La tragedia collettiva è sempre implicita in queste pagine, pesa dalla prima all’ultima come un enorme e quasi imperscrutabile macigno, ma la prosa di Czapski punta tutto sulla percezione individuale, con il suo potenziale di de-formazione e approssimazione, perché questa è l’unica moneta davvero buona nell’inflazione delle verità ufficiali, delle sintesi, delle cifre complessive. Di una cosa siamo certi: così come parlano i pochi salvati di cui Czapski riporta le testimonianze, avrebbero parlato, uno a uno, le moltitudini di sommersi uccisi a Katyn’ con un colpo alla nuca o morti di stenti e fatica nei campi siberiani. Al polo opposto di questa concezione sta la filosofia che governa quello sterminato gulag che è la Russia sovietica, macchina di annientamento che funziona proprio a patto di annullare ogni differenza tra gli esseri umani, limitandosi a dividerli arbitrariamente tra carnefici e vittime. Tant’è vero che le straordinarie capacità ritrattistiche di Czapski vengono meno solo quando ci riferisce degli incontri ottenuti con qualche importante gerarca sovietico, come il generale Nasedkin, l’uomo a capo del sistema dei gulag siberiani, «padrone della vita e della morte di qualcosa come venti milioni di persone». Di questo mostro ben rasato come un ufficiale zarista, l’unico ricordo che rimane ai lettori di Czapski è quello delle sue mani paffute. Nemmeno coloro che hanno il potere di rendere inumani milioni dei loro simili possono resistere a questa forza livellatrice e vanificatrice, che è una forma di morte anche per i vivi.

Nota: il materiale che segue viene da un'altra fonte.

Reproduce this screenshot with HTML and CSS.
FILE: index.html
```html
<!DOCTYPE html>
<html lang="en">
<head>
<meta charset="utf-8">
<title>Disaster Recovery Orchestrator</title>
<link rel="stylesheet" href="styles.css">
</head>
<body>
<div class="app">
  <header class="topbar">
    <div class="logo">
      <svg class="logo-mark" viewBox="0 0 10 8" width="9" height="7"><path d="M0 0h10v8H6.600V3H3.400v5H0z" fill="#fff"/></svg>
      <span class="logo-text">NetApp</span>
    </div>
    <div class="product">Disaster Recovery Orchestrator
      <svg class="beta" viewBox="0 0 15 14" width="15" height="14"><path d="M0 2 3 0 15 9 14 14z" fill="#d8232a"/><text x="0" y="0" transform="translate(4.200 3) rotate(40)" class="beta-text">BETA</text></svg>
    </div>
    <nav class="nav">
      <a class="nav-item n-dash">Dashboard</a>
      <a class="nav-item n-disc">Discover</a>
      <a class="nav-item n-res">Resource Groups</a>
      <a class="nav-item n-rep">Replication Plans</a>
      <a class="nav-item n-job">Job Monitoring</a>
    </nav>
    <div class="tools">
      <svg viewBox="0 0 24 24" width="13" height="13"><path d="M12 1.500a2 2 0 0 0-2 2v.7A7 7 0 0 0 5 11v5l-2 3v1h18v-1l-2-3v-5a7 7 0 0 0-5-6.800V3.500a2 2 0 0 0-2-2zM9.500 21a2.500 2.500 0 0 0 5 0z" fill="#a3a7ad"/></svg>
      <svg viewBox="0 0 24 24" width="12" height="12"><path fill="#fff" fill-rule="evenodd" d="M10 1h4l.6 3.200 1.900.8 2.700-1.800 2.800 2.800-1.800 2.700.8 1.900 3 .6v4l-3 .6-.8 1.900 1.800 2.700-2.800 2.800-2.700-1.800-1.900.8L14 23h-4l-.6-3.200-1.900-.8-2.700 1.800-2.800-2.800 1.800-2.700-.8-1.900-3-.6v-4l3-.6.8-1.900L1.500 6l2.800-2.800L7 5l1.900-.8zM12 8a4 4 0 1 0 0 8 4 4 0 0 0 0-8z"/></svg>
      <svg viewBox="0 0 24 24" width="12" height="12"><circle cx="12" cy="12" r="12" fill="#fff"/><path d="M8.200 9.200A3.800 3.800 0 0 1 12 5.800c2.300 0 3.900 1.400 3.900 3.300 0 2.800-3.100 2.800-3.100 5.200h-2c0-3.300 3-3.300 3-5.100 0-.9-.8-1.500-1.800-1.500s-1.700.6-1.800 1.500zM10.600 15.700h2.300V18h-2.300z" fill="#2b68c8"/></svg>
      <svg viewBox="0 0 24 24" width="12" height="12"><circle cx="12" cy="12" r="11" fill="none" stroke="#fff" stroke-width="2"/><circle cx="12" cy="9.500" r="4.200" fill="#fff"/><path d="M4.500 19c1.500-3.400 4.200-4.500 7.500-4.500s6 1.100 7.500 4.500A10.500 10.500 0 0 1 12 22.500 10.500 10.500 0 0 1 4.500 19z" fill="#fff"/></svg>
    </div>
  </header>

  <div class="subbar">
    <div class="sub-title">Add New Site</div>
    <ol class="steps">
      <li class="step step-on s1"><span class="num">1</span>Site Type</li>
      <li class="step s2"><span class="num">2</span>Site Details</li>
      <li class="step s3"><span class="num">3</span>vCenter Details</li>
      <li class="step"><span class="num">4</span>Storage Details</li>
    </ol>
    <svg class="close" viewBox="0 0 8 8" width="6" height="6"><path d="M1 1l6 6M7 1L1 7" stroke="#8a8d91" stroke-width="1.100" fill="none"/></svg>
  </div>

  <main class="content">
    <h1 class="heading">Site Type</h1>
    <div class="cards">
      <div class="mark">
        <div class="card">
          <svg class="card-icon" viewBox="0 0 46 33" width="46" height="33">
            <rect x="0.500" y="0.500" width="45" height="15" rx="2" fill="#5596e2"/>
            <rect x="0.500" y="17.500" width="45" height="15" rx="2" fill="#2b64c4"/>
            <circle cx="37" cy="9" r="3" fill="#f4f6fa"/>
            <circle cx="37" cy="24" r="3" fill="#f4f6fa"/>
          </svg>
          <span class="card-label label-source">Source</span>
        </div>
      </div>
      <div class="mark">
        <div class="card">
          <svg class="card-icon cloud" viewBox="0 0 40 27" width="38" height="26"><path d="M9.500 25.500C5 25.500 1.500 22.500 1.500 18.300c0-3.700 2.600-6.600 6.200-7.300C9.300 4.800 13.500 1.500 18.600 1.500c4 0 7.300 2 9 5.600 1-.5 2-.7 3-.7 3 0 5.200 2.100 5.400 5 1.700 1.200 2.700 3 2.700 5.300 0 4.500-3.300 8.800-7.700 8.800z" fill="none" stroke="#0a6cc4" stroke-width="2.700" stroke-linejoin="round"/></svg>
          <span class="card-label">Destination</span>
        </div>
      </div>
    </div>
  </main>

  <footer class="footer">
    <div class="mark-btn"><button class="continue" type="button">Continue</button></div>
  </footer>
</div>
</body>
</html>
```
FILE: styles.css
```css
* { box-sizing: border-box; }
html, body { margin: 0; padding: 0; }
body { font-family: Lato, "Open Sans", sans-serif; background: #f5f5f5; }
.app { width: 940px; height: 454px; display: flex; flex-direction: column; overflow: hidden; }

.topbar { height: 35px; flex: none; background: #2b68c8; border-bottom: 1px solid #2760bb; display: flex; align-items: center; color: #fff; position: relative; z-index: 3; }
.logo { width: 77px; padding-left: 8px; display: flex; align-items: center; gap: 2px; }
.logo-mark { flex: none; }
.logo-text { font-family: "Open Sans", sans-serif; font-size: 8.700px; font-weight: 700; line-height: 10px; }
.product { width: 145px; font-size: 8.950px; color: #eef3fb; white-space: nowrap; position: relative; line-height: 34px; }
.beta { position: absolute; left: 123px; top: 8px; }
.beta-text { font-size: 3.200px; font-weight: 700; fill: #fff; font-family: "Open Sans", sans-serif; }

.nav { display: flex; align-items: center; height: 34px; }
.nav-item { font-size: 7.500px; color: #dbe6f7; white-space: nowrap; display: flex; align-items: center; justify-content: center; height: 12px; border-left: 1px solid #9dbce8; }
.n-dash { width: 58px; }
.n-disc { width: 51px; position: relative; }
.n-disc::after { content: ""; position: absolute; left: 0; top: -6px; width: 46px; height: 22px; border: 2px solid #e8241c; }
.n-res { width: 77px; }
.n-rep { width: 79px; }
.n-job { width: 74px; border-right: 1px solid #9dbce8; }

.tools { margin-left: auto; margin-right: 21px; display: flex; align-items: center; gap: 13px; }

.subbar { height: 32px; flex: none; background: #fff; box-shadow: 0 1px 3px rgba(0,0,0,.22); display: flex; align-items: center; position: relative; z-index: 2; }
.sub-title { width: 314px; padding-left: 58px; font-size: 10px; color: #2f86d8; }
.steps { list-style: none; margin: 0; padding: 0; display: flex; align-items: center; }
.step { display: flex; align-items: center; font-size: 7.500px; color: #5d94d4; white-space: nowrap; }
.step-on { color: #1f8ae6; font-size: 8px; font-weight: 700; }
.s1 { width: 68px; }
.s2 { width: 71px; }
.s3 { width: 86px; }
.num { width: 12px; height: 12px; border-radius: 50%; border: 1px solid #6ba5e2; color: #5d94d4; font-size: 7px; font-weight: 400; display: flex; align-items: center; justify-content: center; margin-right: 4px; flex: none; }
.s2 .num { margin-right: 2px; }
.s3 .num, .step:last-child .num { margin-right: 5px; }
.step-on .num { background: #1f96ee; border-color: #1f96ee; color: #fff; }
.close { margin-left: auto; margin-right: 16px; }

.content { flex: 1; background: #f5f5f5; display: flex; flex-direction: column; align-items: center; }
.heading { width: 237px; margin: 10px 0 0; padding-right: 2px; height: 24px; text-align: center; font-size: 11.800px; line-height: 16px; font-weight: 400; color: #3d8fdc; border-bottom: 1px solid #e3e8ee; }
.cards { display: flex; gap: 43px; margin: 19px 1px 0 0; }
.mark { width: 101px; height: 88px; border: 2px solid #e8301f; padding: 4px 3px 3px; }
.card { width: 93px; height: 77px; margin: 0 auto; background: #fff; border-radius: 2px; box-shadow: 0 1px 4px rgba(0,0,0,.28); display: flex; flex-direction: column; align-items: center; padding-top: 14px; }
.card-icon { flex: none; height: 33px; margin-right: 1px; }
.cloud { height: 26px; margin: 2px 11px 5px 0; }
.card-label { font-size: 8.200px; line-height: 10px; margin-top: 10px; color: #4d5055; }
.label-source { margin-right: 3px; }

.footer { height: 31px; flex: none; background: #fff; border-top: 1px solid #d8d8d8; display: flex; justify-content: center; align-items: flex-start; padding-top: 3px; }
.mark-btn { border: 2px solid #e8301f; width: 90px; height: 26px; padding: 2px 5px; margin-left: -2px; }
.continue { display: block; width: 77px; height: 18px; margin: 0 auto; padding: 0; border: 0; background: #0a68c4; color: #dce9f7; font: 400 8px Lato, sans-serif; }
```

Ecco perché dire che Czapski, che pure non era né Tolstoj né Proust, ha scritto la sua storia da grande romanziere non significa affatto metterne in dubbio il contenuto di verità e il desiderio di giustizia, ma solo riconoscere al suo libro la capacità di farci immaginare eventi, luoghi, persone come nessun documento, per quanto autentico, potrebbe fare.